By Jay Segel, DPM
In my podiatric practice, I have found that health insurance can impede patient care, by adding layers of complication and burden to all involved, particularly the patient and the provider. Private-sector insurance companies have profits to make, buildings to build, shareholders to satisfy, and overhead costs to pay. Government-run plans have costs, exclusionary policies, bureaucratic oversight, and a changing landscape as administrations change. Subsidized insurance plans often are associated with seemingly unreasonable regulations, narrow coverage, burdensome documentation requirements, and are, in my opinion, complicated by policies written by bureaucrats who might never have seen a patient. In my experience, health insurance often stands in the way of a doctor doing his (her) job reasonably, compassionately, and efficiently.
The concept of insurance originated from the needs of the shipping industry, to pool risk in the transport of goods. People, however, are not goods, and patient care risk cannot be pooled without compromising treatment for some (perhaps many) through delays and rationing care. Further, health insurance requires healthier people — often young people who are just starting out and living paycheck-to -paycheck — to shoulder a large portion of the burden. Yet most of us fear going without it.
A way forward to making quality medical care available to more people in need is, in my opinion, achievable by, 1) reducing costs by eliminating redundancy, overregulation, and bureaucratic red tape, and 2) making greater use of low-cost tele-triage systems. Such systems might be staffed by retired physicians and other clinicians. In such a system, patients seek advice sooner, obtain an opinion on the severity of the problem, and the patient is directed to skilled care. Such a tele-triage system could relieve the burden on face-to-face care, and help patients overcome the inclination to wait until minor problems progress to more complex issues before seeking help—this might help improve outcomes and reduce health care costs.
I’ve been exploring the concept of truly cooperative medicine; put simply, insurance-free, fee-for-service, live, multidisciplinary, patient-focused evaluation and management.

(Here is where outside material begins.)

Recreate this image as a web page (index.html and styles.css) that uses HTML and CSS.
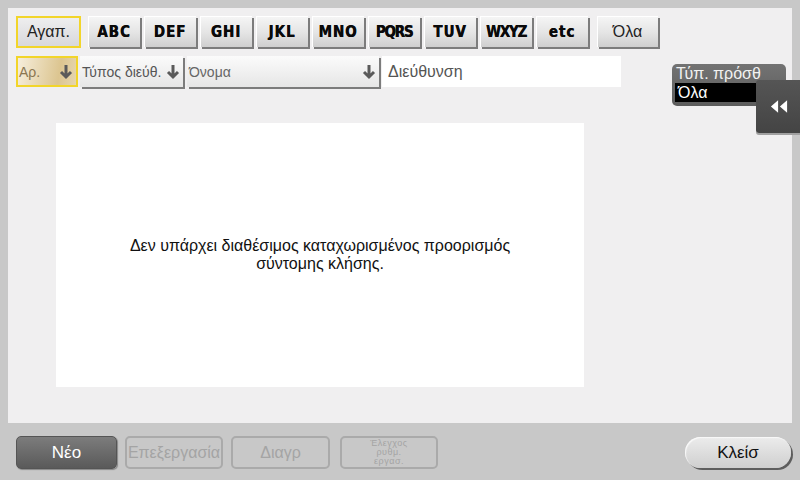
FILE: index.html
```html
<!DOCTYPE html>
<html lang="el">
<head>
<meta charset="utf-8">
<title>Προορισμοί</title>
<link rel="stylesheet" href="styles.css">
</head>
<body>
<div class="screen">
  <div class="panel">
    <div class="tabs">
      <button class="tab fav">Αγαπ.</button>
      <button class="tab letter">ABC</button>
      <button class="tab letter">DEF</button>
      <button class="tab letter">GHI</button>
      <button class="tab letter">JKL</button>
      <button class="tab letter">MNO</button>
      <button class="tab letter narrow">PQRS</button>
      <button class="tab letter">TUV</button>
      <button class="tab letter narrow">WXYZ</button>
      <button class="tab letter">etc</button>
      <button class="tab all">Όλα</button>
    </div>
    <div class="sortrow">
      <div class="sort num selected"><span>Αρ.</span><svg class="arrow" viewBox="0 0 14 16"><path d="M7 1v12M2 8l5 5 5-5" fill="none" stroke="#5a5a5a" stroke-width="3"/></svg></div>
      <div class="sort type"><span>Τύπος διεύθ.</span><svg class="arrow" viewBox="0 0 14 16"><path d="M7 1v12M2 8l5 5 5-5" fill="none" stroke="#5a5a5a" stroke-width="3"/></svg></div>
      <div class="sort name"><span>Όνομα</span><svg class="arrow" viewBox="0 0 14 16"><path d="M7 1v12M2 8l5 5 5-5" fill="none" stroke="#5a5a5a" stroke-width="3"/></svg></div>
      <div class="sort addr"><span>Διεύθυνση</span></div>
    </div>
    <div class="list">
      <p>Δεν υπάρχει διαθέσιμος καταχωρισμένος προορισμός<br>σύντομης κλήσης.</p>
    </div>
    <div class="filter">
      <div class="filter-title">Τύπ. πρόσθ</div>
      <div class="filter-value">Όλα</div>
    </div>
    <button class="collapse"><svg viewBox="0 0 20 14" width="18" height="13"><path d="M9 0v14L1 7z M19 0v14L11 7z" fill="#fff"/></svg></button>
  </div>
  <div class="bottombar">
    <button class="btn primary">Νέο</button>
    <button class="btn disabled w98">Επεξεργασία</button>
    <button class="btn disabled w99">Διαγρ</button>
    <button class="btn disabled small w98">Έλεγχος<br>ρυθμ.<br>εργασ.</button>
    <span class="spacer"></span>
    <button class="btn close">Κλείσ</button>
  </div>
</div>
</body>
</html>
```

FILE: styles.css
```css
* { box-sizing: border-box; }
html, body { margin: 0; padding: 0; }
body {
  width: 800px;
  height: 480px;
  background: #c8c8c8;
  font-family: "Liberation Sans", Arial, sans-serif;
  overflow: hidden;
}
button { font-family: inherit; padding: 0; cursor: pointer; }
.screen { width: 800px; height: 480px; padding-top: 8px; }
.panel {
  position: relative;
  margin-left: 8px;
  width: 784px;
  height: 415px;
  background: #f0eff0;
  padding: 8px 8px 0 8px;
}
.tabs { display: flex; height: 32px; align-items: flex-start; }
.tab {
  height: 31px;
  border: none;
  background: linear-gradient(#f6f6f6 0%, #e4e4e4 55%, #cfcfcf 100%);
  box-shadow: 2px 2px 0 #7c7c7c, inset 1px 1px 0 #ffffff;
  color: #111;
  margin-right: 4px;
}
.tab.fav {
  width: 65px;
  height: 32px;
  margin-right: 7px;
  border: 2px solid #f2d52a;
  box-shadow: none;
  background: linear-gradient(#eeeeee, #d8d8dc);
  font-size: 16px;
  color: #222;
}
.tab.letter {
  width: 52px;
  font-family: "DejaVu Sans Condensed", "Liberation Sans", sans-serif;
  font-weight: bold;
  font-size: 15px;
  letter-spacing: 1px;
  color: #0a0a0a;
  text-shadow: 0.4px 0 0 #0a0a0a;
}
.tab.letter.narrow { letter-spacing: -1.2px; font-size: 15px; }
.tab.all { width: 61px; margin-left: 5px; font-size: 16px; color: #222; }

.sortrow { display: flex; margin-top: 8px; height: 32px; align-items: flex-start; }
.sort {
  height: 31px;
  display: flex;
  align-items: center;
  justify-content: space-between;
  font-size: 14px;
  color: #555;
  background: linear-gradient(#fbfbfb, #e6e6e6);
  box-shadow: 2px 2px 0 #7c7c7c;
  padding: 0 3px 0 2px;
  margin-right: 4px;
}
.sort .arrow { width: 14px; height: 16px; display: block; flex: none; }
.sort.num {
  width: 62px;
  margin-right: 2px;
  border: 2px solid #f2d52a;
  box-shadow: none;
  background: linear-gradient(100deg, #f6eedc 0%, #dcc590 70%, #e6d6b0 100%);
  color: #8a7650;
  padding: 0 3px 0 1px;
}
.sort.type { width: 103px; }
.sort.name { width: 192px; color: #666; }
.sort.addr {
  width: 239px;
  margin-left: -1px;
  background: #fff;
  box-shadow: none;
  font-size: 16px;
  color: #555;
  padding-left: 6px;
}
.list {
  margin: 35px 0 0 40px;
  width: 528px;
  height: 264px;
  background: #fff;
  display: flex;
  align-items: center;
  justify-content: center;
}
.list p {
  margin: 0;
  text-align: center;
  font-size: 16px;
  line-height: 18px;
  color: #111;
}
.filter {
  position: absolute;
  left: 664px;
  top: 56px;
  width: 114px;
  height: 42px;
  background: linear-gradient(#737373, #5c5c5c);
  border-radius: 5px;
  padding: 1px 3px;
}
.filter-title { color: #f2f2f2; font-size: 16px; line-height: 18px; padding-left: 1px; }
.filter-value {
  background: #000;
  color: #fff;
  font-size: 16px;
  line-height: 19px;
  width: 84px;
  padding-left: 3px;
}
.collapse {
  position: absolute;
  left: 748px;
  top: 72px;
  width: 44px;
  height: 53px;
  border: none;
  border-radius: 3px 0 0 3px;
  background: linear-gradient(#555, #444);
  box-shadow: 0 2px 0 #a0a0a0;
  display: flex;
  align-items: center;
  justify-content: center;
}
.collapse svg { display: block; margin-left: 2px; }

.bottombar {
  display: flex;
  align-items: flex-start;
  padding: 13px 7px 0 16px;
  height: 57px;
}
.btn {
  height: 33px;
  border-radius: 5px;
  font-size: 16px;
  margin-right: 8px;
}
.btn.primary {
  width: 101px;
  border: 1px solid #555;
  background: linear-gradient(#7c7c7c, #5a5a5a);
  color: #fff;
  box-shadow: 1px 1px 1px #888;
  font-size: 17px;
}
.btn.disabled {
  border: 2px solid #aaaaaa;
  background: #c8c8c8;
  color: #a4a4a4;
}
.btn.w98 { width: 98px; }
.btn.w99 { width: 99px; margin-right: 10px; }
.btn.small { font-size: 9px; line-height: 9px; letter-spacing: 0.5px; }
.spacer { flex: 1; }
.btn.close {
  width: 106px;
  height: 31px;
  margin-top: 1px;
  margin-right: 2px;
  border: none;
  border-radius: 16px;
  background: linear-gradient(#ececec, #cfcfcf);
  box-shadow: 2px 2px 0 #5e5e5e, inset 1px 1px 1px #fafafa;
  color: #111;
  font-size: 17px;
}
```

This structure might also be performed in the setting of health insurance, but interdisciplinary diagnosis and treatment is sufficiently complicated without it. Further, by eliminating the insurance-driven administrative bureaucratic costs such as claims creation, claim submission, third-party billing companies, collection agencies and professional liability safeguards, we could reduce the cost of healthcare that can pass on to the patient.
Consider the treatment of neuromuscular and musculoskeletal disorders, which can be complex and often require a multidisciplinary approach. Under the current care model we encounter obstacles in the way of smoothly transitioning care in referral follow through, lack of a cohesive plan, specialty jargon, time elapsed between patient visits, ethnocentricity among disciplines, and uncertainty in the patient’s mind regarding how to reconcile, prioritize, and implement all of the information from the various professionals on their care team. Add to these impediments the burdens of insurance referrals and establishing “medical necessity.”
My dream scenario of an insurance-free cooperative care scheme goes something like this: A patient with multifocal musculoskeletal problems involving the kinetic chain has a specific chief complaint of joint pain in the rear foot, medial ankle, knee, hip and low back. The care team includes a physical therapist, podiatrist, chiropractor, orthopedic surgeon, and exercise physiologist. Medical history is obtained, followed by an appropriate multifocal review of systems and physical exam. Each member of the care team benefits from questions asked by other members, leading to fresh lines of inquiry based on newly uncovered subjective knowledge and objective findings. Together, the team agrees on additional testing and imaging, such as radiography, magnetic resonance imaging, diagnostic ultrasonography, computer-aided gait analysis, and laboratory studies. Waiting for the test results, the team discusses the possible diagnosis and formulates an interim care plan. The team reconvenes to discuss test results, evaluate the interim plan, and agree on a long-term care plan. The patient can follow up as needed with the clinician most directly associated with the patient’s chief complaint.
Perhaps soon, we will realize a care model that will work for all who need care. Stay tuned.
Jay Segel, DPM, is in private podiatry practice, Martha’s Vineyard, Massachusetts, and is Director of Applied Podiatric Biomechanics at Noraxon USA, as well as a podiatric advisor and member of the medical education staff at Orthotic Holdings Inc.